Penghitungan CNN saat itu menunjukkan Hillary memperoleh 48,5 persen. Sedangkan Trump memperoleh 46,4 persen popular votes. Namun, Trump menang lewat raihan 306 electoral college dari total 538 electoral college yang diperebutkan.
Berdasarkan laporan AFP, Trump merupakan presiden terpilih dari Partai Republik kedua yang mengalami situasi langka ini. Tahun 2000 lalu, George W Bush dari Partai Republik juga memenangi Pilpres AS meskipun kalah dalam popular vote melawan Al Gore dari Partai Demokrat.

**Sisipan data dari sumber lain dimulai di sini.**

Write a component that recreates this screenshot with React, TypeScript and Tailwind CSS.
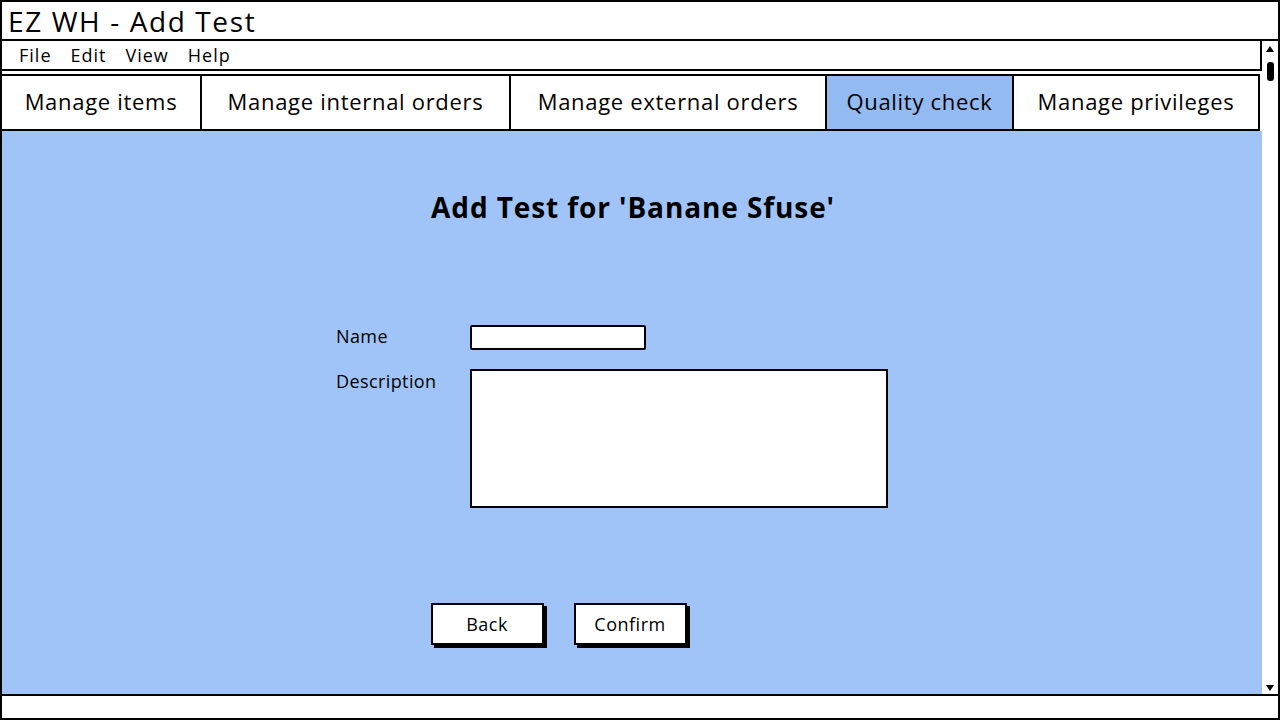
const tabs = [
  { label: "Manage items", w: "w-[198px]" },
  { label: "Manage internal orders", w: "w-[309px]" },
  { label: "Manage external orders", w: "w-[316px]" },
  { label: "Quality check", w: "w-[187px]", active: true },
  { label: "Manage privileges", w: "flex-1" },
]

export default function App() {
  return (
    <div className="w-[1280px] h-[720px] bg-white flex flex-col text-black overflow-hidden [font-family:'Open_Sans',Lato,sans-serif]">
      {/* Title bar */}
      <div className="h-[41px] border-2 border-black px-[6px] flex items-center text-[28px] tracking-[1.6px] leading-none shrink-0">
        EZ WH - Add Test
      </div>

      {/* Middle */}
      <div className="flex flex-1 min-h-0 border-l-2 border-r-2 border-black">
        <div className="flex-1 flex flex-col min-w-0">
          {/* Menu bar */}
          <div className="h-[30px] border-2 border-t-0 border-l-0 border-black flex items-center gap-[19px] pl-[17px] text-[18px] tracking-[1px] shrink-0">
            <span>File</span>
            <span>Edit</span>
            <span>View</span>
            <span>Help</span>
          </div>

          <div className="h-[3px] shrink-0" />

          {/* Tabs */}
          <div className="h-[57px] flex border-t-2 border-b-2 border-black mr-[2px] shrink-0">
            {tabs.map((t, i) => (
              <div
                key={t.label}
                className={`${t.w} flex items-center justify-center pb-[3px] text-[22px] tracking-[0.7px] ${i > 0 ? "border-l-2 border-black" : ""} ${i === tabs.length - 1 ? "border-r-2" : ""} ${t.active ? "bg-[#93baf1]" : "bg-white"}`}
              >
                {t.label}
              </div>
            ))}
          </div>

          {/* Content */}
          <div className="flex-1 bg-[#a0c4f7] border-b-2 border-black flex flex-col items-center">
            <h1 className="mt-[62px] text-[28px] font-bold leading-none ml-[2px] tracking-[0.9px]">
              Add Test for 'Banane Sfuse'
            </h1>

            <div className="mt-[104px] ml-[-40px] grid grid-cols-[134px_auto] gap-y-[19px] text-[18px] tracking-[0.4px]">
              <div className="-mt-[2px]">Name</div>
              <div className="w-[176px] h-[25px] bg-white border-2 border-black rounded-[2px]" />
              <div className="-mt-[1px]">Description</div>
              <div className="w-[418px] h-[139px] bg-white border-2 border-black" />
            </div>

            <div className="mt-[95px] flex gap-[30px] ml-[-147px] text-[18px] tracking-[0.5px]">
              <button className="w-[113px] h-[42px] bg-white border-2 border-black shadow-[3px_3px_0_#000]">
                Back
              </button>
              <button className="w-[113px] h-[42px] bg-white border-2 border-black shadow-[3px_3px_0_#000]">
                Confirm
              </button>
            </div>
          </div>
        </div>

        {/* Scrollbar */}
        <div className="w-[16px] flex flex-col items-center bg-white shrink-0 border-b-2 border-black">
          <svg width="10" height="8" viewBox="0 0 10 8" className="mt-[4px]">
            <polygon points="5,1 9,7 1,7" fill="#000" />
          </svg>
          <div className="mt-[9px] w-[7px] h-[19px] bg-black rounded-[3px]" />
          <div className="flex-1" />
          <svg width="10" height="8" viewBox="0 0 10 8" className="mb-[2px]">
            <polygon points="1,1 9,1 5,7" fill="#000" />
          </svg>
        </div>
      </div>

      {/* Status bar */}
      <div className="h-[24px] border-2 border-t-0 border-black shrink-0" />
    </div>
  )
}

Situasi saat itu menunjukkan Bush meraup 271 electoral college melawan Gore dengan 266 electoral college. Padahal, Gore jauh unggul dari Bush dalam popular vote, yakni dengan perolehan 48,4 persen melawan 47,9 persen.
Lalu, apa itu electoral college?
Suara elektoral atau electoral college sangat krusial dalam menentukan siapa yang akan menjadi Presiden AS. Suara elektoral, dalam sistem pemilu AS, adalah jumlah suara yang dipunyai oleh setiap negara bagian di AS.
Jumlah suara ini berbeda-beda di setiap negara bagian tergantung dari jumlah penduduknya. Negara bagian California misalnya memiliki 55 suara. Sementara, North Dakota hanya tiga suara. Total dari seluruh negara bagian adalah 538 suara.
Dalam sistem pemilu di AS yang biasanya dikuasai oleh dua calon, yakni dari Partai Republik dan Partai Demokrat, maka pemenang perlu meraih minimal 270 suara elektoral untuk memenangkan Pilpres. Suara elektoral didapatkan dari popular vote atau suara coblosan rakyat langsung di negara-negara bagian AS.
Untuk mendapatkan electoral college ini, diberlakukanlah sistem 'the winner take all' atau pemenang meraup semua electoral college di negara bagian yang dimenanginya lewat popular vote itu. Kemenangan tipis dalam popular vote di sebuah negara bagian bisa mengamankan semua suara elektoral negara bagian tersebut. Calon yang kalah tidak akan mendapatkan suara elektoral meski kekalahannya hanya 1 suara dalam popular vote.